Social Movements and the Secular Ethic

The reformist energy of the 19th century frequently drew on Enlightenment principles of equality and human dignity, often operating alongside or independently of religious motivation. Abolitionism, though powerfully fueled by evangelical Christianity, also counted committed secularists among its ranks; the logic of natural rights required no biblical warrant. The early women’s rights movement, embodied by figures like Elizabeth Cady Stanton, explicitly criticized the patriarchal structures embedded in religious institutions and scripture, arguing for suffrage and legal equality on the basis of universal human claims. The Owenite socialist communities in Britain and America fused cooperative economics with a rejection of orthodox religion, advocating lifelong secular education and the scientific reorganization of society. Later in the century, the Ethical Culture movement, founded by Felix Adler in 1876, aimed to promote moral living through ethical principles without reference to supernatural beliefs, establishing fellowships that functioned like churches for the non-religious. These movements demonstrated that a robust commitment to social justice could thrive on an entirely secular foundation, severing the ancient link between charity and creed. The history of secular organizing reveals a persistent effort to build institutions that could replicate the community and moral seriousness of religious congregations without the doctrine.

Resistance and the Reassertion of Religious Authority

The rise of secularism did not go unanswered. The Roman Catholic Church, under Pope Pius IX, mounted a vigorous counteroffensive. The Syllabus of Errors (1864) condemned modern propositions including the separation of church and state, freedom of the press, and the notion that “the Roman Pontiff can and ought to reconcile himself to progress, liberalism, and modern civilization.” The First Vatican Council’s definition of papal infallibility in 1870 further centralized ecclesiastical authority against what it saw as a rising tide of error. Protestant churches, too, mobilized; revivals like the Second Great Awakening in the United States sparked a surge in church membership and the creation of voluntary organizations—missionary societies, Sunday schools, temperance unions—that embedded religious identity deeply into daily life even as the state grew more secular. In many regions, secularism was an elite, urban phenomenon, while rural populations remained firmly attached to traditional faith. This pull and tug ensured that the century’s secularizing trend was never total; religion did not vanish but was repositioned, often retreating into the private sphere while the public square grew more neutral.

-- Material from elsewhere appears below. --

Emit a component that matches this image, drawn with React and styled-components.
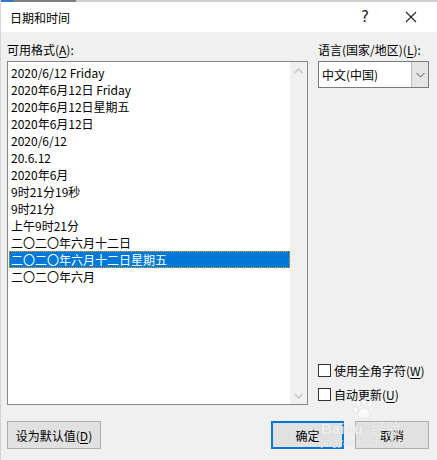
import React, { useState } from 'react';
import styled, { createGlobalStyle } from 'styled-components';

const formats = [
  '2020/6/12 Friday',
  '2020年6月12日 Friday',
  '2020年6月12日星期五',
  '2020年6月12日',
  '2020/6/12',
  '20.6.12',
  '2020年6月',
  '9时21分19秒',
  '9时21分',
  '上午9时21分',
  '二〇二〇年六月十二日',
  '二〇二〇年六月十二日星期五',
  '二〇二〇年六月',
];

const App = () => {
  const [selected, setSelected] = useState(11);
  const [fullWidth, setFullWidth] = useState(false);
  const [autoUpdate, setAutoUpdate] = useState(false);

  return (
    <>
      <GlobalStyle />
      <Window>
        <TopStrip />
        <TitleBar>
          <Title>日期和时间</Title>
          <TitleButtons>
            <HelpButton>?</HelpButton>
            <CloseButton>
              <svg width="12" height="12" viewBox="0 0 12 12">
                <path d="M1 1 L11 11 M11 1 L1 11" stroke="#222" strokeWidth="1.1" fill="none" />
              </svg>
            </CloseButton>
          </TitleButtons>
        </TitleBar>
        <Body>
          <Columns>
            <LeftColumn>
              <Label>
                可用格式(<u>A</u>):
              </Label>
              <ListBox>
                <Items>
                  {formats.map((f, i) => (
                    <Item key={f} active={i === selected} onClick={() => setSelected(i)}>
                      {f}
                    </Item>
                  ))}
                </Items>
                <ScrollBar>
                  <Arrow>
                    <svg width="9" height="6" viewBox="0 0 9 6">
                      <path d="M0.5 5 L4.5 1 L8.5 5" stroke="#c2c2c2" strokeWidth="1.4" fill="none" />
                    </svg>
                  </Arrow>
                  <Arrow>
                    <svg width="9" height="6" viewBox="0 0 9 6">
                      <path d="M0.5 1 L4.5 5 L8.5 1" stroke="#c2c2c2" strokeWidth="1.4" fill="none" />
                    </svg>
                  </Arrow>
                </ScrollBar>
              </ListBox>
            </LeftColumn>
            <RightColumn>
              <Label>
                语言(国家/地区)(<u>L</u>):
              </Label>
              <Combo>
                <ComboText>中文(中国)</ComboText>
                <ComboButton>
                  <svg width="9" height="6" viewBox="0 0 9 6">
                    <path d="M0.5 1 L4.5 5 L8.5 1" stroke="#555" strokeWidth="1" fill="none" />
                  </svg>
                </ComboButton>
              </Combo>
              <Options>
                <CheckRow onClick={() => setFullWidth(!fullWidth)}>
                  <Box>{fullWidth && '✓'}</Box>
                  <span>
                    使用全角字符(<u>W</u>)
                  </span>
                </CheckRow>
                <CheckRow onClick={() => setAutoUpdate(!autoUpdate)}>
                  <Box>{autoUpdate && '✓'}</Box>
                  <span>
                    自动更新(<u>U</u>)
                  </span>
                </CheckRow>
              </Options>
            </RightColumn>
          </Columns>
          <Footer>
            <Button width="94px">
              设为默认值(<u>D</u>)
            </Button>
            <RightButtons>
              <Button width="73px" primary>
                确定
              </Button>
              <Button width="74px">取消</Button>
            </RightButtons>
          </Footer>
        </Body>
        <Watermark>
          <PawIcon width="22" height="22" viewBox="0 0 22 22">
            <ellipse cx="5" cy="6" rx="2.4" ry="3.2" />
            <ellipse cx="11" cy="3.6" rx="2.4" ry="3.2" />
            <ellipse cx="17" cy="6" rx="2.4" ry="3.2" />
            <ellipse cx="2.8" cy="12" rx="2.2" ry="2.8" />
            <path d="M11 10 C7 10 4.5 15 5.5 18 C6.5 21 9 20 11 19.5 C13 20 15.5 21 16.5 18 C17.5 15 15 10 11 10 Z" />
          </PawIcon>
          <Brand>
            Baidu<Jing>经验</Jing>
          </Brand>
          <Site>jingyan.baidu.com</Site>
        </Watermark>
      </Window>
    </>
  );
};

export default App;

const GlobalStyle = createGlobalStyle`
  html, body {
    margin: 0;
    padding: 0;
    background: #f0f0f0;
  }
  body {
    font-family: "Noto Sans CJK SC", "Noto Sans", sans-serif;
    font-size: 12px;
    color: #000;
  }
  u {
    text-underline-offset: 2px;
  }
`;

const Window = styled.div`
  position: relative;
  width: 437px;
  height: 460px;
  display: flex;
  flex-direction: column;
  background: #f0f0f0;
  border-left: 1px solid #d4d4d4;
  box-sizing: border-box;
  overflow: hidden;
`;

const TopStrip = styled.div`
  height: 2px;
  background: linear-gradient(90deg, #2b79c9 0 12px, #7d7d7d 12px 75px, #cfcfcf 75px);
`;

const TitleBar = styled.div`
  height: 30px;
  background: #fff;
  display: flex;
  align-items: center;
  justify-content: space-between;
  padding-left: 9px;
`;

const Title = styled.div`
  font-size: 12px;
  line-height: 17px;
`;

const TitleButtons = styled.div`
  display: flex;
  align-items: center;
  height: 100%;
`;

const HelpButton = styled.div`
  width: 46px;
  text-align: center;
  font-family: "DejaVu Sans", sans-serif;
  font-size: 15px;
  color: #222;
`;

const CloseButton = styled.div`
  width: 46px;
  height: 100%;
  display: flex;
  align-items: center;
  justify-content: center;
  margin-right: 3px;
`;

const Body = styled.div`
  flex: 1;
  display: flex;
  flex-direction: column;
  padding: 9px 7px 11px 6px;
`;

const Columns = styled.div`
  display: grid;
  grid-template-columns: 301px 111px;
  column-gap: 10px;
  height: 364px;
`;

const LeftColumn = styled.div`
  display: flex;
  flex-direction: column;
`;

const RightColumn = styled.div`
  display: flex;
  flex-direction: column;
`;

const Label = styled.div`
  line-height: 17px;
  height: 17px;
  margin-bottom: 3px;
  white-space: nowrap;
`;

const ListBox = styled.div`
  flex: 1;
  display: flex;
  background: #fff;
  border: 1px solid #828790;
`;

const Items = styled.div`
  flex: 1;
  padding: 2px 0 0 1px;
`;

const Item = styled.div`
  height: 17px;
  line-height: 17px;
  padding-left: 2px;
  white-space: nowrap;
  cursor: default;
  box-sizing: border-box;
  background: ${props => (props.active ? '#0078d7' : 'transparent')};
  color: ${props => (props.active ? '#fff' : '#000')};
  outline: ${props => (props.active ? '1px dotted #e8a000' : 'none')};
  outline-offset: -1px;
`;

const ScrollBar = styled.div`
  width: 17px;
  background: #f0f0f0;
  display: flex;
  flex-direction: column;
  justify-content: space-between;
`;

const Arrow = styled.div`
  height: 17px;
  display: flex;
  align-items: center;
  justify-content: center;
`;

const Combo = styled.div`
  display: flex;
  height: 27px;
  background: #fff;
  border: 1px solid #7a7a7a;
  box-sizing: border-box;
`;

const ComboText = styled.div`
  flex: 1;
  padding-left: 3px;
  line-height: 25px;
`;

const ComboButton = styled.div`
  width: 16px;
  background: #e5e5e5;
  border-left: 1px solid #bdbdbd;
  display: flex;
  align-items: center;
  justify-content: center;
`;

const Options = styled.div`
  margin-top: auto;
  display: flex;
  flex-direction: column;
  gap: 7px;
  margin-bottom: 2px;
`;

const CheckRow = styled.div`
  display: flex;
  align-items: center;
  gap: 3px;
  height: 17px;
  white-space: nowrap;
  cursor: default;
`;

const Box = styled.div`
  width: 13px;
  height: 13px;
  box-sizing: border-box;
  border: 1px solid #333;
  background: #fff;
  font-size: 10px;
  line-height: 11px;
  text-align: center;
`;

const Footer = styled.div`
  margin-top: 16px;
  display: flex;
  justify-content: space-between;
  align-items: center;
`;

const RightButtons = styled.div`
  display: flex;
  gap: 11px;
  margin-right: 1px;
`;

const Button = styled.div`
  width: ${props => props.width};
  height: 28px;
  box-sizing: border-box;
  display: flex;
  align-items: center;
  justify-content: center;
  background: #e1e1e1;
  border: ${props => (props.primary ? '2px solid #0078d7' : '1px solid #adadad')};
  white-space: nowrap;
  cursor: default;
`;

const Watermark = styled.div`
  position: absolute;
  left: 320px;
  top: 398px;
  display: flex;
  flex-direction: column;
  pointer-events: none;
  color: rgba(255, 255, 255, 0.75);
  text-shadow: 0 0 1px rgba(110, 110, 110, 0.3);
  font-family: "Liberation Sans", sans-serif;
`;

const PawIcon = styled.svg`
  margin-left: 32px;
  fill: rgba(255, 255, 255, 0.7);
  stroke: rgba(150, 150, 150, 0.25);
  stroke-width: 0.6;
`;

const Brand = styled.div`
  font-size: 15px;
  font-weight: bold;
  line-height: 16px;
  white-space: nowrap;
`;

const Jing = styled.span`
  font-family: "Noto Sans CJK SC", sans-serif;
  font-size: 15px;
  margin-left: 8px;
  font-weight: normal;
`;

const Site = styled.div`
  font-size: 10px;
  line-height: 11px;
  letter-spacing: 0.3px;
`;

The Enduring Architecture of a Secular Age

By the century’s end, the intertwined forces of Enlightenment rationalism and secularism had permanently altered the Western world’s institutional and intellectual landscape. State education, civil marriage, religious liberty, and legal systems predicated on natural rights rather than divine command were no longer radical experiments but established norms in many nations. The habit of grounding public policy in empirical evidence and reasoned debate—however imperfectly practiced—had become a civic ideal. Even so, the settlement was incomplete and contested. Questions about the role of religion in schools, the limits of free expression, and the moral foundations of law would continue to ignite passions well into the 20th century and beyond. The 19th century did not resolve the tension between faith and reason; it gave that tension the institutional shape we still recognize. What the Enlightenment had set in motion as a philosophical revolt against authority had, by 1900, become the operating logic of modern democratic societies: a conviction that the state should serve all citizens equally, without presuming to speak for heaven, and that the mind’s liberation from inherited dogma was the continuing work of a free people.